▶ **Supplied information**:
+++

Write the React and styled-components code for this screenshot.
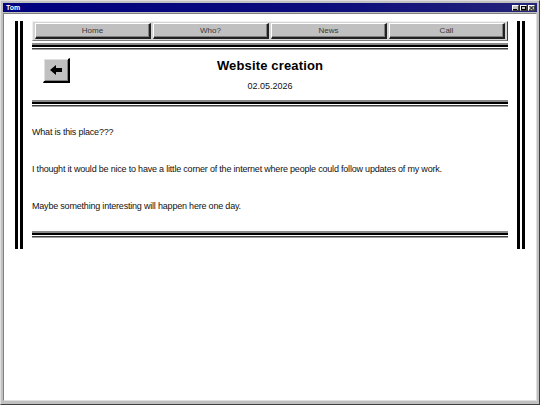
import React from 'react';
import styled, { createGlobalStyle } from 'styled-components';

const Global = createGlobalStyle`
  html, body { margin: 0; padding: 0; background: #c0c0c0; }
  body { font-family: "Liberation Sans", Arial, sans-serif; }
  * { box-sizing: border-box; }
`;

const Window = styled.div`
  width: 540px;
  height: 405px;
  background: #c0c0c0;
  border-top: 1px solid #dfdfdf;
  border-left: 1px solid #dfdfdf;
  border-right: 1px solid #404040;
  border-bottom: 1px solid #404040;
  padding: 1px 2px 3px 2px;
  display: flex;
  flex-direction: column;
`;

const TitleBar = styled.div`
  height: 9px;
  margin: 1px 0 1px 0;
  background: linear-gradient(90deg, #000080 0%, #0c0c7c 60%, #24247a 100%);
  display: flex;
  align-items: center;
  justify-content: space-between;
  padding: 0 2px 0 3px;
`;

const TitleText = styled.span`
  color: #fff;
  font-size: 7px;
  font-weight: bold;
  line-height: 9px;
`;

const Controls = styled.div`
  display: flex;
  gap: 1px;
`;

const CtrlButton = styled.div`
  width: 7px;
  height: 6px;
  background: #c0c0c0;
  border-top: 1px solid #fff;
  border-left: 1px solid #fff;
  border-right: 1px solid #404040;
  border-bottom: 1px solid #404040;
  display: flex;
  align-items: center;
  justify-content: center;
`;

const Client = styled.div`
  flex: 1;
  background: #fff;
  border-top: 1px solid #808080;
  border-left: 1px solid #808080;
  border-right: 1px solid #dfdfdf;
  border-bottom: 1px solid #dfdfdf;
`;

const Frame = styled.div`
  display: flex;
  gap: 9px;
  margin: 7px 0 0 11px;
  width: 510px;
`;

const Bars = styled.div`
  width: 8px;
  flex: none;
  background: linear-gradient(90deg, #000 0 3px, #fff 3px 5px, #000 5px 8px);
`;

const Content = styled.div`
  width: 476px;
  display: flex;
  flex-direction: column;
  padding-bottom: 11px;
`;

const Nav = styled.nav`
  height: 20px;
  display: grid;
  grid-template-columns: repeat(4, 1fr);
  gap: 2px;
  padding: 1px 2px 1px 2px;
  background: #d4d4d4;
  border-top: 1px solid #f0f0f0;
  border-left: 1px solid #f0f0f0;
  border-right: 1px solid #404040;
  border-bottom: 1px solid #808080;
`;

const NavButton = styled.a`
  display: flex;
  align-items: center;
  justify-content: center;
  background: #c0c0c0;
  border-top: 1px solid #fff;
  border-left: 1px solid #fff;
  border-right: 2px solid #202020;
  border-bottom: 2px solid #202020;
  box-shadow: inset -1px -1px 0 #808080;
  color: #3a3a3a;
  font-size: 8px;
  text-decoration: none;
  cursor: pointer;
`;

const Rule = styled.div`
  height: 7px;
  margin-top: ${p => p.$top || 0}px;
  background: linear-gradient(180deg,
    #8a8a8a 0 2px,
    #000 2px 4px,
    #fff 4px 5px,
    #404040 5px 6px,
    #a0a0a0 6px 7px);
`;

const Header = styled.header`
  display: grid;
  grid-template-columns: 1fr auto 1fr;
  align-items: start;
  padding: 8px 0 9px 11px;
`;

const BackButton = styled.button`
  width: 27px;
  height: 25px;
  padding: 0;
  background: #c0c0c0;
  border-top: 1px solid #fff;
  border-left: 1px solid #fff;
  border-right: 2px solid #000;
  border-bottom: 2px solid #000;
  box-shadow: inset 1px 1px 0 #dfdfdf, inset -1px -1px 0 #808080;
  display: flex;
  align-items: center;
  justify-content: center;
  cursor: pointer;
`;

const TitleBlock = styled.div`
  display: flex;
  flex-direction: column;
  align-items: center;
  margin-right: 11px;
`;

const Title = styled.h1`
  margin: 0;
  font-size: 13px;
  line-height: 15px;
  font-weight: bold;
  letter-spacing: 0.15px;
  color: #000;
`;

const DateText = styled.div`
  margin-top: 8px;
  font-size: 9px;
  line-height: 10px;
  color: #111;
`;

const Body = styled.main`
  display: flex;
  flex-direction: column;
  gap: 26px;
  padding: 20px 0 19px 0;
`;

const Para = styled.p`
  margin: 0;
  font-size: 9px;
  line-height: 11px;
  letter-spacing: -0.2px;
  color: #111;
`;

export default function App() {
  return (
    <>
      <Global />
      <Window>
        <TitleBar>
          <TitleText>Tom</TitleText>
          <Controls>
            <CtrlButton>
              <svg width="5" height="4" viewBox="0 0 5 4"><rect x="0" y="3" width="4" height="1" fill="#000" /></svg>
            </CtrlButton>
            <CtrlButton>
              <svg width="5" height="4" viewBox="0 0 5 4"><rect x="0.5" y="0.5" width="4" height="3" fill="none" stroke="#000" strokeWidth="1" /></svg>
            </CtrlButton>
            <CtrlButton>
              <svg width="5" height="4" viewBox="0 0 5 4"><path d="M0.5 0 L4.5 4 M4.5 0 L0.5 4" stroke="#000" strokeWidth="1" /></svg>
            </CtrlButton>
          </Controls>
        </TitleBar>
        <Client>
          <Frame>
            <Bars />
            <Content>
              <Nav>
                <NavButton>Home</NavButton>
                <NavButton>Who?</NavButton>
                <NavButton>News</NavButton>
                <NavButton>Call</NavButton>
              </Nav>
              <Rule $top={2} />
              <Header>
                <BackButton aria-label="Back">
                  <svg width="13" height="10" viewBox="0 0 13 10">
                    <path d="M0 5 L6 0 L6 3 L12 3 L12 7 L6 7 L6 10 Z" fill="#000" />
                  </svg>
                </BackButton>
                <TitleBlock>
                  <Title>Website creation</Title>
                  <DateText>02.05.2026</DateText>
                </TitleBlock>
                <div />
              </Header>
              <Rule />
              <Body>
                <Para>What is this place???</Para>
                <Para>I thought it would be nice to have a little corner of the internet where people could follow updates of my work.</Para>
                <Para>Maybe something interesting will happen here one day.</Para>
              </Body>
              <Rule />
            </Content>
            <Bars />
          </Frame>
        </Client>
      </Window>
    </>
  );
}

+++

▶ **What the exercise asks**: Copy the data exactly. Any picture it contains is to be omitted.

▶ **Result**:
Write the React and styled-components code for this screenshot.
import React from 'react';
import styled, { createGlobalStyle } from 'styled-components';

const Global = createGlobalStyle`
  html, body { margin: 0; padding: 0; background: #c0c0c0; }
  body { font-family: "Liberation Sans", Arial, sans-serif; }
  * { box-sizing: border-box; }
`;

const Window = styled.div`
  width: 540px;
  height: 405px;
  background: #c0c0c0;
  border-top: 1px solid #dfdfdf;
  border-left: 1px solid #dfdfdf;
  border-right: 1px solid #404040;
  border-bottom: 1px solid #404040;
  padding: 1px 2px 3px 2px;
  display: flex;
  flex-direction: column;
`;

const TitleBar = styled.div`
  height: 9px;
  margin: 1px 0 1px 0;
  background: linear-gradient(90deg, #000080 0%, #0c0c7c 60%, #24247a 100%);
  display: flex;
  align-items: center;
  justify-content: space-between;
  padding: 0 2px 0 3px;
`;

const TitleText = styled.span`
  color: #fff;
  font-size: 7px;
  font-weight: bold;
  line-height: 9px;
`;

const Controls = styled.div`
  display: flex;
  gap: 1px;
`;

const CtrlButton = styled.div`
  width: 7px;
  height: 6px;
  background: #c0c0c0;
  border-top: 1px solid #fff;
  border-left: 1px solid #fff;
  border-right: 1px solid #404040;
  border-bottom: 1px solid #404040;
  display: flex;
  align-items: center;
  justify-content: center;
`;

const Client = styled.div`
  flex: 1;
  background: #fff;
  border-top: 1px solid #808080;
  border-left: 1px solid #808080;
  border-right: 1px solid #dfdfdf;
  border-bottom: 1px solid #dfdfdf;
`;

const Frame = styled.div`
  display: flex;
  gap: 9px;
  margin: 7px 0 0 11px;
  width: 510px;
`;

const Bars = styled.div`
  width: 8px;
  flex: none;
  background: linear-gradient(90deg, #000 0 3px, #fff 3px 5px, #000 5px 8px);
`;

const Content = styled.div`
  width: 476px;
  display: flex;
  flex-direction: column;
  padding-bottom: 11px;
`;

const Nav = styled.nav`
  height: 20px;
  display: grid;
  grid-template-columns: repeat(4, 1fr);
  gap: 2px;
  padding: 1px 2px 1px 2px;
  background: #d4d4d4;
  border-top: 1px solid #f0f0f0;
  border-left: 1px solid #f0f0f0;
  border-right: 1px solid #404040;
  border-bottom: 1px solid #808080;
`;

const NavButton = styled.a`
  display: flex;
  align-items: center;
  justify-content: center;
  background: #c0c0c0;
  border-top: 1px solid #fff;
  border-left: 1px solid #fff;
  border-right: 2px solid #202020;
  border-bottom: 2px solid #202020;
  box-shadow: inset -1px -1px 0 #808080;
  color: #3a3a3a;
  font-size: 8px;
  text-decoration: none;
  cursor: pointer;
`;

const Rule = styled.div`
  height: 7px;
  margin-top: ${p => p.$top || 0}px;
  background: linear-gradient(180deg,
    #8a8a8a 0 2px,
    #000 2px 4px,
    #fff 4px 5px,
    #404040 5px 6px,
    #a0a0a0 6px 7px);
`;

const Header = styled.header`
  display: grid;
  grid-template-columns: 1fr auto 1fr;
  align-items: start;
  padding: 8px 0 9px 11px;
`;

const BackButton = styled.button`
  width: 27px;
  height: 25px;
  padding: 0;
  background: #c0c0c0;
  border-top: 1px solid #fff;
  border-left: 1px solid #fff;
  border-right: 2px solid #000;
  border-bottom: 2px solid #000;
  box-shadow: inset 1px 1px 0 #dfdfdf, inset -1px -1px 0 #808080;
  display: flex;
  align-items: center;
  justify-content: center;
  cursor: pointer;
`;

const TitleBlock = styled.div`
  display: flex;
  flex-direction: column;
  align-items: center;
  margin-right: 11px;
`;

const Title = styled.h1`
  margin: 0;
  font-size: 13px;
  line-height: 15px;
  font-weight: bold;
  letter-spacing: 0.15px;
  color: #000;
`;

const DateText = styled.div`
  margin-top: 8px;
  font-size: 9px;
  line-height: 10px;
  color: #111;
`;

const Body = styled.main`
  display: flex;
  flex-direction: column;
  gap: 26px;
  padding: 20px 0 19px 0;
`;

const Para = styled.p`
  margin: 0;
  font-size: 9px;
  line-height: 11px;
  letter-spacing: -0.2px;
  color: #111;
`;

export default function App() {
  return (
    <>
      <Global />
      <Window>
        <TitleBar>
          <TitleText>Tom</TitleText>
          <Controls>
            <CtrlButton>
              <svg width="5" height="4" viewBox="0 0 5 4"><rect x="0" y="3" width="4" height="1" fill="#000" /></svg>
            </CtrlButton>
            <CtrlButton>
              <svg width="5" height="4" viewBox="0 0 5 4"><rect x="0.5" y="0.5" width="4" height="3" fill="none" stroke="#000" strokeWidth="1" /></svg>
            </CtrlButton>
            <CtrlButton>
              <svg width="5" height="4" viewBox="0 0 5 4"><path d="M0.5 0 L4.5 4 M4.5 0 L0.5 4" stroke="#000" strokeWidth="1" /></svg>
            </CtrlButton>
          </Controls>
        </TitleBar>
        <Client>
          <Frame>
            <Bars />
            <Content>
              <Nav>
                <NavButton>Home</NavButton>
                <NavButton>Who?</NavButton>
                <NavButton>News</NavButton>
                <NavButton>Call</NavButton>
              </Nav>
              <Rule $top={2} />
              <Header>
                <BackButton aria-label="Back">
                  <svg width="13" height="10" viewBox="0 0 13 10">
                    <path d="M0 5 L6 0 L6 3 L12 3 L12 7 L6 7 L6 10 Z" fill="#000" />
                  </svg>
                </BackButton>
                <TitleBlock>
                  <Title>Website creation</Title>
                  <DateText>02.05.2026</DateText>
                </TitleBlock>
                <div />
              </Header>
              <Rule />
              <Body>
                <Para>What is this place???</Para>
                <Para>I thought it would be nice to have a little corner of the internet where people could follow updates of my work.</Para>
                <Para>Maybe something interesting will happen here one day.</Para>
              </Body>
              <Rule />
            </Content>
            <Bars />
          </Frame>
        </Client>
      </Window>
    </>
  );
}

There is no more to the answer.